Select Your Signal Types
Decide which alert types match your approach. If you're a beginner with limited screen time, breakout alerts on daily timeframes are the most straightforward. Volatility spike alerts are worth enabling as risk warnings regardless of your strategy.
Define Your Risk Threshold
Many apps let you link alerts to your account risk settings. A common starting point is a maximum 2% account risk per trade. Some platforms, like those with built-in negative balance protection, will factor this into how aggressively they surface signals.
Choose Your Notification Method
Push notifications are the fastest and most practical for mobile traders. You can usually also enable email alerts as a backup. In-app banners are useful when you're actively watching the platform. Avoid enabling all three for the same signal or you'll feel like your phone is attacking you.
Test Everything on a Demo Account First
Before using any AI alert to guide a real money trade, run the same settings on a demo account for at least two weeks. Track how many alerts led to meaningful price moves versus false signals. This gives you a real sense of the model's accuracy in current market conditions.
How Alerts Actually Get Delivered to Your Phone
The delivery side of smart trading alerts is something most guides skip over, but understanding it matters practically. Here's what happens between the model generating a signal and your phone buzzing.
The ML model runs on the broker's cloud infrastructure, not on your device. This is important because it means alerts are processed and triggered even when your app is closed or your phone is locked. The broker's servers handle the heavy computation, then push the notification to your device via standard mobile OS channels, like Apple Push Notification Service on iOS or Firebase Cloud Messaging on Android.
Notification Delivery Methods
- Push notifications: The fastest option. Appear on your lock screen within seconds of signal generation. Work even when the app is in the background.
- In-app alerts: Show as banners or pop-ups when you're actively using the platform. Often include more detail than a push notification, like a mini chart or supporting data.
- Email alerts: Slower, but useful as a secondary record. Good for reviewing your alert history and assessing signal quality over time.
Latency and Why It Matters
For breakout signals on fast-moving instruments like BTC/USD, the difference between receiving an alert in two seconds versus twenty seconds can be significant. Cloud-based processing keeps latency low, typically in the milliseconds range for signal generation, though push notification delivery to your phone adds a small additional delay depending on your mobile connection.
Regulatory frameworks like MiFID II in the EU require that brokers using algorithmic signals disclose how those signals are generated and their limitations. If a broker's app doesn't make this clear anywhere, that's a red flag worth taking seriously.
Summary and Next Steps
AI trading alerts are genuinely useful tools for beginners, but only when you understand what's driving them and how to filter out the noise. The core idea is straightforward: machine learning models analyze price action, volume, and sentiment data in real time, detect meaningful patterns across instruments like EUR/USD, BTC/USD, and the S&P 500, and push actionable notifications directly to your smartphone.

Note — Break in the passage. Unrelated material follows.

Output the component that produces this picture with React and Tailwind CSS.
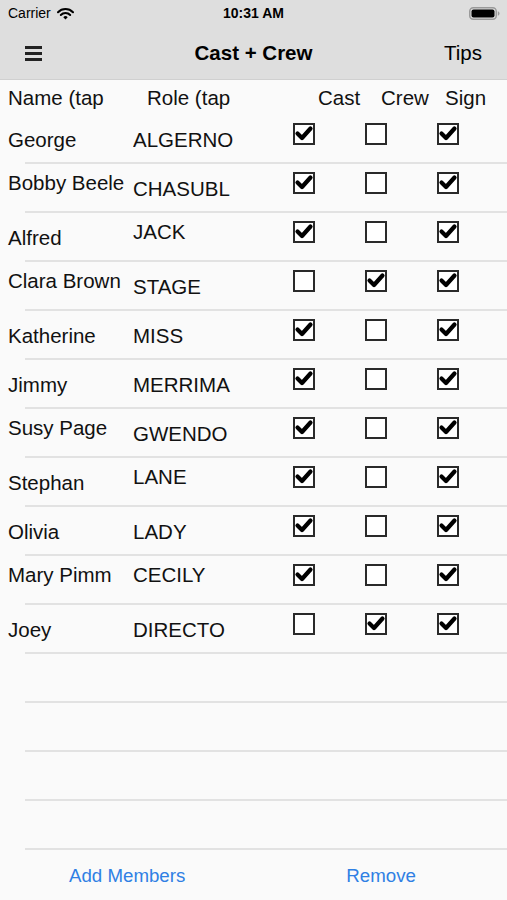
import React from "react";

// Cast list. hi = text sits higher in the row (as the reference shows)
const members = [
  { name: "George", nameHi: false, role: "ALGERNO", roleHi: false, cast: true, crew: false, sign: true },
  { name: "Bobby Beele", nameHi: true, role: "CHASUBL", roleHi: false, cast: true, crew: false, sign: true },
  { name: "Alfred", nameHi: false, role: "JACK", roleHi: true, cast: true, crew: false, sign: true },
  { name: "Clara Brown", nameHi: true, role: "STAGE", roleHi: false, cast: false, crew: true, sign: true },
  { name: "Katherine", nameHi: false, role: "MISS", roleHi: false, cast: true, crew: false, sign: true },
  { name: "Jimmy", nameHi: false, role: "MERRIMA", roleHi: false, cast: true, crew: false, sign: true },
  { name: "Susy Page", nameHi: true, role: "GWENDO", roleHi: false, cast: true, crew: false, sign: true },
  { name: "Stephan", nameHi: false, role: "LANE", roleHi: true, cast: true, crew: false, sign: true },
  { name: "Olivia", nameHi: false, role: "LADY", roleHi: false, cast: true, crew: false, sign: true },
  { name: "Mary Pimm", nameHi: true, role: "CECILY", roleHi: true, cast: true, crew: false, sign: true },
  { name: "Joey", nameHi: false, role: "DIRECTO", roleHi: false, cast: false, crew: true, sign: true },
];

function Checkbox({ checked }) {
  return (
    <svg width="22" height="22" viewBox="0 0 22 22" className="shrink-0">
      <rect x="1" y="1" width="20" height="20" fill="#fff" stroke="#2a2a2a" strokeWidth="2" />
      {checked && (
        <path
          d="M4.5 10.5 L9 15 L17.5 5.5"
          fill="none"
          stroke="#000"
          strokeWidth="4.2"
          strokeLinecap="round"
          strokeLinejoin="round"
        />
      )}
    </svg>
  );
}

function Wifi() {
  return (
    <svg width="17" height="12" viewBox="0 0 17 12">
      <path d="M1 4.2 A10.5 10.5 0 0 1 16 4.2" fill="none" stroke="#000" strokeWidth="2" strokeLinecap="round" />
      <path d="M3.8 7 A6.5 6.5 0 0 1 13.2 7" fill="none" stroke="#000" strokeWidth="2" strokeLinecap="round" />
      <path d="M8.5 11.5 L6.3 9.3 A3 3 0 0 1 10.7 9.3 Z" fill="#000" />
    </svg>
  );
}

function Battery() {
  return (
    <svg width="31" height="13" viewBox="0 0 31 13">
      <rect x="0.75" y="0.75" width="26.5" height="11.5" rx="3.5" fill="none" stroke="#9a9a9a" strokeWidth="1.5" />
      <rect x="2.5" y="2.5" width="23" height="8" rx="2" fill="#000" />
      <path d="M28.8 4.3 Q30.5 4.6 30.5 6.5 Q30.5 8.4 28.8 8.7 Z" fill="#9a9a9a" />
    </svg>
  );
}

export default function App() {
  return (
    <div
      className="w-[507px] h-[900px] flex flex-col bg-[#fafafa] text-[#111] overflow-hidden"
      style={{ fontFamily: '"Liberation Sans", Arial, sans-serif' }}
    >
      {/* Status + navigation bar */}
      <div className="bg-[#dedede] border-b border-[#d0d0d0] h-[80px] shrink-0">
        <div className="h-[27px] flex items-center justify-between pl-2 pr-[7px] relative">
          <div className="flex items-center gap-[6px] text-[14px] text-black">
            <span>Carrier</span>
            <Wifi />
          </div>
          <span className="absolute left-1/2 -translate-x-1/2 text-[14px] font-bold text-black">10:31 AM</span>
          <Battery />
        </div>
        <div className="h-[52px] flex items-center relative">
          <div className="flex flex-col gap-[3px] ml-[25px]">
            <div className="w-[17px] h-[3px] bg-[#222]" />
            <div className="w-[17px] h-[3px] bg-[#222]" />
            <div className="w-[17px] h-[3px] bg-[#222]" />
          </div>
          <span className="absolute left-1/2 -translate-x-1/2 text-[20.5px] font-bold text-black">Cast + Crew</span>
          <span className="ml-auto mr-[25px] text-[20.5px] text-black">Tips</span>
        </div>
      </div>

      {/* Column headings */}
      <div className="h-[35px] shrink-0 flex items-center text-[20.5px] leading-[24px] pt-[1px]">
        <span className="w-[147px] pl-2">Name (tap</span>
        <span className="w-[171px]">Role (tap</span>
        <span className="w-[63px]">Cast</span>
        <span className="w-[64px]">Crew</span>
        <span>Sign</span>
      </div>

      {/* Members list */}
      <div className="flex-1 overflow-hidden">
        {members.map((m) => (
          <div key={m.name} className="h-[49px] flex flex-col">
            <div className="flex-1 flex items-start text-[20.5px] leading-[24px]">
              <div className={`w-[133px] pl-2 whitespace-nowrap overflow-hidden ${m.nameHi ? "pt-[7px]" : "pt-[13px]"}`}>
                {m.name}
              </div>
              <div className={`w-[160px] whitespace-nowrap overflow-hidden ${m.roleHi ? "pt-[7px]" : "pt-[13px]"}`}>
                {m.role}
              </div>
              <div className="flex gap-[50px] pt-[8px]">
                <Checkbox checked={m.cast} />
                <Checkbox checked={m.crew} />
                <Checkbox checked={m.sign} />
              </div>
            </div>
            <div className="ml-[25px] h-[2px] bg-[#e2e2e2]" />
          </div>
        ))}
        {[0, 1, 2].map((i) => (
          <div key={i} className="h-[49px] flex flex-col">
            <div className="flex-1" />
            <div className="ml-[25px] h-[2px] bg-[#e2e2e2]" />
          </div>
        ))}
      </div>

      {/* Bottom toolbar */}
      <div className="h-[52px] shrink-0 flex items-center ml-[25px] border-t-2 border-[#e2e2e2] text-[18.7px] text-[#2f80e4] pt-[2px]">
        <span className="ml-[44px]">Add Members</span>
        <span className="ml-[161px]">Remove</span>
      </div>
    </div>
  );
}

The three signal types to focus on are breakouts, trend reversals, and volatility spikes. Each tells a different story about what the market is doing. Configure your filters carefully: pick two or three instruments, set a confidence threshold of at least 75 to 80%, and cap your daily alerts to avoid the very real problem of alert fatigue.
Your best next step is practical. Open a demo account with a regulated broker, enable the AI alert features, and spend two weeks tracking which signals led to real price moves. Brokers like eToro (minimum deposit $50, rated 4.5) and Capital.com (minimum deposit from $20) offer demo environments where you can test ML signal accuracy without any financial risk. Libertex is another solid option with a $100 minimum deposit and a clean mobile interface designed for beginners.
Treat every alert as a prompt to look at the chart, not an instruction to trade. That mindset shift alone will put you ahead of most beginners who either ignore AI alerts entirely or follow them blindly.